• _OBJECTIVE_
Repeat the records word for word, excluding any picture.

Dataset records
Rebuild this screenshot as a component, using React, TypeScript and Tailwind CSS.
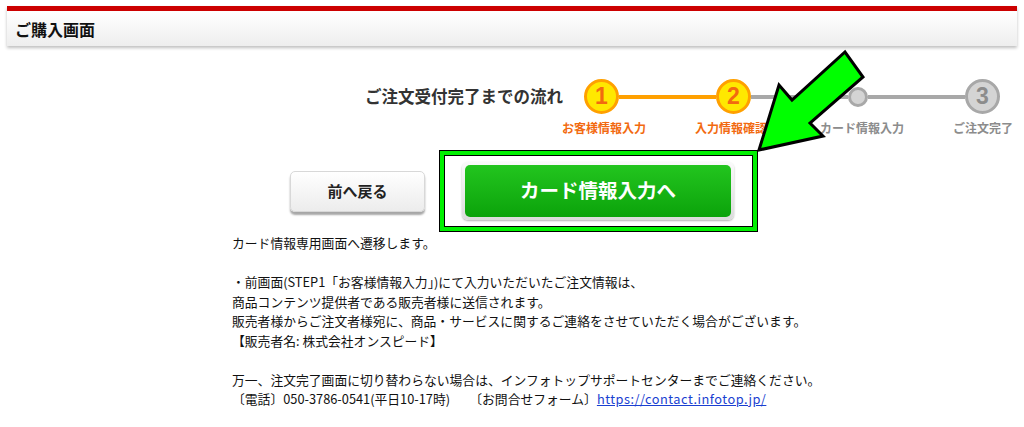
import React from "react";

const jp = "font-['Noto_Sans_CJK_JP','Noto_Sans',sans-serif]";

const StepCircle: React.FC<{ n: string; active?: boolean }> = ({ n, active }) => (
  <div
    className={`w-[35px] h-[35px] shrink-0 rounded-full border-[3px] flex items-center justify-center text-[23px] font-bold leading-none font-['Liberation_Sans',sans-serif] ${
      active ? "bg-[#ffe800] border-[#ffa000] text-[#f26a10]" : "bg-[#d4d4d4] border-[#a8a8a8] text-[#8c8c8c]"
    }`}
  >
    {n}
  </div>
);

const Arrow: React.FC = () => (
  <svg className="absolute left-0 top-0 pointer-events-none" width="1024" height="427">
    <polygon
      points="759,150 779,85 792,100 845,52 863,77 810,123 823,136"
      fill="#00ff00"
      stroke="#000"
      strokeWidth="3"
      strokeLinejoin="miter"
    />
  </svg>
);

export default function App() {
  return (
    <div className={`relative w-[1024px] h-[427px] bg-white overflow-hidden ${jp}`}>
      {/* header */}
      <div className="pt-[6px] px-[7px]">
        <div className="border-t-[5px] border-[#cc0000] h-[40px] bg-gradient-to-b from-white to-[#eeeeee] shadow-[0_2px_3px_rgba(0,0,0,0.25)] flex items-center pl-[8px]">
          <span className="text-[16px] font-bold text-[#111] leading-none">ご購入画面</span>
        </div>
      </div>

      {/* flow */}
      <div className="mt-[33px] flex pl-[365px]">
        <div className="w-[200px] h-[35px] flex items-center">
          <span className="text-[16.5px] font-bold text-[#333]">ご注文受付完了までの流れ</span>
        </div>
        <div className="ml-[19px] w-[416px]">
          <div className="flex items-center">
            <StepCircle n="1" active />
            <div className="flex-1 h-[4px] bg-[#ffa000]" />
            <StepCircle n="2" active />
            <div className="flex-1 h-[4px] bg-[#a8a8a8]" />
            <div className="w-[20px] h-[20px] shrink-0 rounded-full bg-[#d4d4d4] border-[3px] border-[#a8a8a8]" />
            <div className="flex-1 h-[4px] bg-[#a8a8a8]" />
            <StepCircle n="3" />
          </div>
          <div className="flex mt-[6px] text-[12px] font-bold leading-[16px] -ml-[44px]">
            <div className="w-[128px] shrink-0 text-center text-[#f26a10]">お客様情報入力</div>
            <div className="w-[126px] shrink-0 text-center text-[#f26a10]">入力情報確認</div>
            <div className="w-[136px] shrink-0 text-center text-[#8c8c8c]">カード情報入力</div>
            <div className="w-[106px] shrink-0 text-center text-[#8c8c8c]">ご注文完了</div>
          </div>
        </div>
      </div>

      {/* buttons */}
      <div className="mt-[14px] flex items-center pl-[290px] gap-[14px]">
        <button className="w-[135px] h-[41px] rounded-[5px] border border-[#d8d8d8] bg-gradient-to-b from-white to-[#ececec] shadow-[0_3px_2px_rgba(0,0,0,0.35)] text-[15px] font-bold text-[#222]">
          前へ戻る
        </button>
        <div className="border border-black">
          <div className="border-[4px] border-[#00f000]">
            <div className="border border-black bg-white w-[309px] h-[72px] pl-[17px] pt-[6px]">
              <div className="w-[272px] h-[58px] rounded-[6px] bg-gradient-to-b from-[#fafafa] to-[#dcdcdc] p-[3px] shadow-[0_1px_2px_rgba(0,0,0,0.3)]">
                <div className="w-full h-full rounded-[5px] bg-gradient-to-b from-[#22c51e] to-[#0aa30a] flex items-center justify-center text-white text-[19.5px] font-bold pb-[3px]">
                  カード情報入力へ
                </div>
              </div>
            </div>
          </div>
        </div>
      </div>

      {/* notes */}
      <div className="mt-[1px] pl-[232px] text-[12.8px] leading-[19.5px] text-[#111]">
        <p>カード情報専用画面へ遷移します。</p>
        <p>&nbsp;</p>
        <p>・前画面(STEP1「お客様情報入力」)にて入力いただいたご注文情報は、</p>
        <p>商品コンテンツ提供者である販売者様に送信されます。</p>
        <p>販売者様からご注文者様宛に、商品・サービスに関するご連絡をさせていただく場合がございます。</p>
        <p>【販売者名: 株式会社オンスピード】</p>
        <p>&nbsp;</p>
        <p>万一、注文完了画面に切り替わらない場合は、インフォトップサポートセンターまでご連絡ください。</p>
        <p>
          〔電話〕050-3786-0541(平日10-17時)　　〔お問合せフォーム〕
          <a href="#" className="text-[#1a3fd1] underline tracking-[0.5px]">https://contact.infotop.jp/</a>
        </p>
      </div>

      <Arrow />
    </div>
  );
}
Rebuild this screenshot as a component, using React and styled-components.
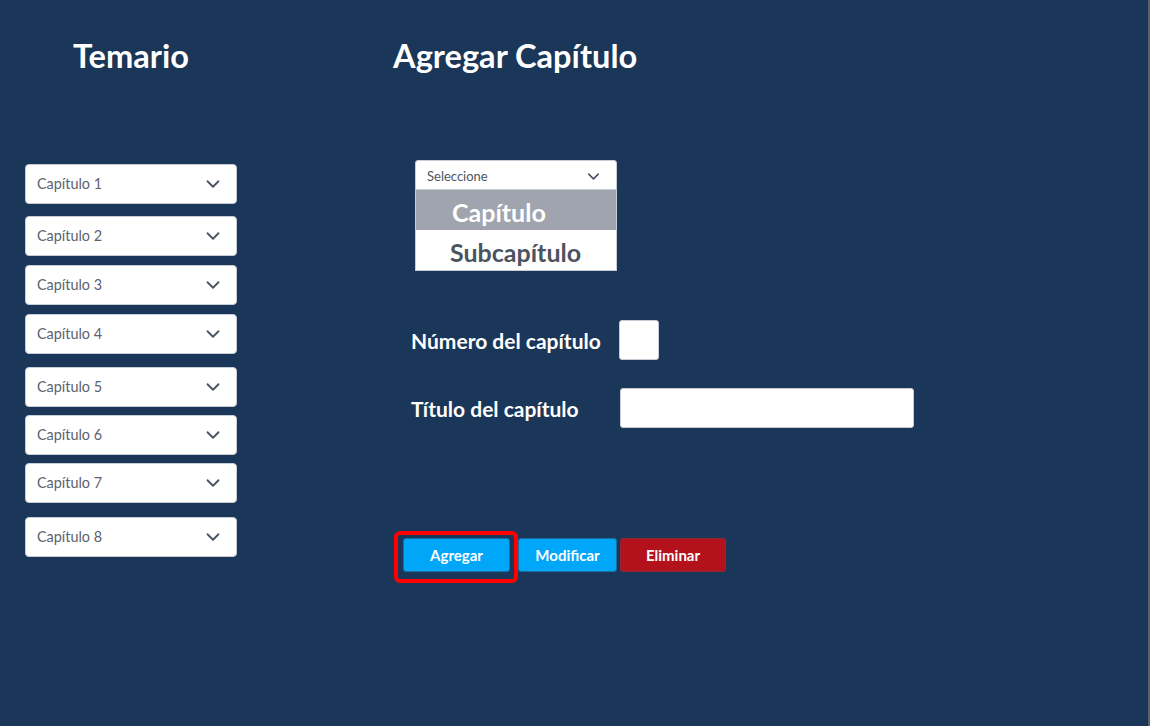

• _FULL ANSWER_
Rebuild this screenshot as a component, using React, TypeScript and Tailwind CSS.
import React from "react";

const jp = "font-['Noto_Sans_CJK_JP','Noto_Sans',sans-serif]";

const StepCircle: React.FC<{ n: string; active?: boolean }> = ({ n, active }) => (
  <div
    className={`w-[35px] h-[35px] shrink-0 rounded-full border-[3px] flex items-center justify-center text-[23px] font-bold leading-none font-['Liberation_Sans',sans-serif] ${
      active ? "bg-[#ffe800] border-[#ffa000] text-[#f26a10]" : "bg-[#d4d4d4] border-[#a8a8a8] text-[#8c8c8c]"
    }`}
  >
    {n}
  </div>
);

const Arrow: React.FC = () => (
  <svg className="absolute left-0 top-0 pointer-events-none" width="1024" height="427">
    <polygon
      points="759,150 779,85 792,100 845,52 863,77 810,123 823,136"
      fill="#00ff00"
      stroke="#000"
      strokeWidth="3"
      strokeLinejoin="miter"
    />
  </svg>
);

export default function App() {
  return (
    <div className={`relative w-[1024px] h-[427px] bg-white overflow-hidden ${jp}`}>
      {/* header */}
      <div className="pt-[6px] px-[7px]">
        <div className="border-t-[5px] border-[#cc0000] h-[40px] bg-gradient-to-b from-white to-[#eeeeee] shadow-[0_2px_3px_rgba(0,0,0,0.25)] flex items-center pl-[8px]">
          <span className="text-[16px] font-bold text-[#111] leading-none">ご購入画面</span>
        </div>
      </div>

      {/* flow */}
      <div className="mt-[33px] flex pl-[365px]">
        <div className="w-[200px] h-[35px] flex items-center">
          <span className="text-[16.5px] font-bold text-[#333]">ご注文受付完了までの流れ</span>
        </div>
        <div className="ml-[19px] w-[416px]">
          <div className="flex items-center">
            <StepCircle n="1" active />
            <div className="flex-1 h-[4px] bg-[#ffa000]" />
            <StepCircle n="2" active />
            <div className="flex-1 h-[4px] bg-[#a8a8a8]" />
            <div className="w-[20px] h-[20px] shrink-0 rounded-full bg-[#d4d4d4] border-[3px] border-[#a8a8a8]" />
            <div className="flex-1 h-[4px] bg-[#a8a8a8]" />
            <StepCircle n="3" />
          </div>
          <div className="flex mt-[6px] text-[12px] font-bold leading-[16px] -ml-[44px]">
            <div className="w-[128px] shrink-0 text-center text-[#f26a10]">お客様情報入力</div>
            <div className="w-[126px] shrink-0 text-center text-[#f26a10]">入力情報確認</div>
            <div className="w-[136px] shrink-0 text-center text-[#8c8c8c]">カード情報入力</div>
            <div className="w-[106px] shrink-0 text-center text-[#8c8c8c]">ご注文完了</div>
          </div>
        </div>
      </div>

      {/* buttons */}
      <div className="mt-[14px] flex items-center pl-[290px] gap-[14px]">
        <button className="w-[135px] h-[41px] rounded-[5px] border border-[#d8d8d8] bg-gradient-to-b from-white to-[#ececec] shadow-[0_3px_2px_rgba(0,0,0,0.35)] text-[15px] font-bold text-[#222]">
          前へ戻る
        </button>
        <div className="border border-black">
          <div className="border-[4px] border-[#00f000]">
            <div className="border border-black bg-white w-[309px] h-[72px] pl-[17px] pt-[6px]">
              <div className="w-[272px] h-[58px] rounded-[6px] bg-gradient-to-b from-[#fafafa] to-[#dcdcdc] p-[3px] shadow-[0_1px_2px_rgba(0,0,0,0.3)]">
                <div className="w-full h-full rounded-[5px] bg-gradient-to-b from-[#22c51e] to-[#0aa30a] flex items-center justify-center text-white text-[19.5px] font-bold pb-[3px]">
                  カード情報入力へ
                </div>
              </div>
            </div>
          </div>
        </div>
      </div>

      {/* notes */}
      <div className="mt-[1px] pl-[232px] text-[12.8px] leading-[19.5px] text-[#111]">
        <p>カード情報専用画面へ遷移します。</p>
        <p>&nbsp;</p>
        <p>・前画面(STEP1「お客様情報入力」)にて入力いただいたご注文情報は、</p>
        <p>商品コンテンツ提供者である販売者様に送信されます。</p>
        <p>販売者様からご注文者様宛に、商品・サービスに関するご連絡をさせていただく場合がございます。</p>
        <p>【販売者名: 株式会社オンスピード】</p>
        <p>&nbsp;</p>
        <p>万一、注文完了画面に切り替わらない場合は、インフォトップサポートセンターまでご連絡ください。</p>
        <p>
          〔電話〕050-3786-0541(平日10-17時)　　〔お問合せフォーム〕
          <a href="#" className="text-[#1a3fd1] underline tracking-[0.5px]">https://contact.infotop.jp/</a>
        </p>
      </div>

      <Arrow />
    </div>
  );
}
Rebuild this screenshot as a component, using React and styled-components.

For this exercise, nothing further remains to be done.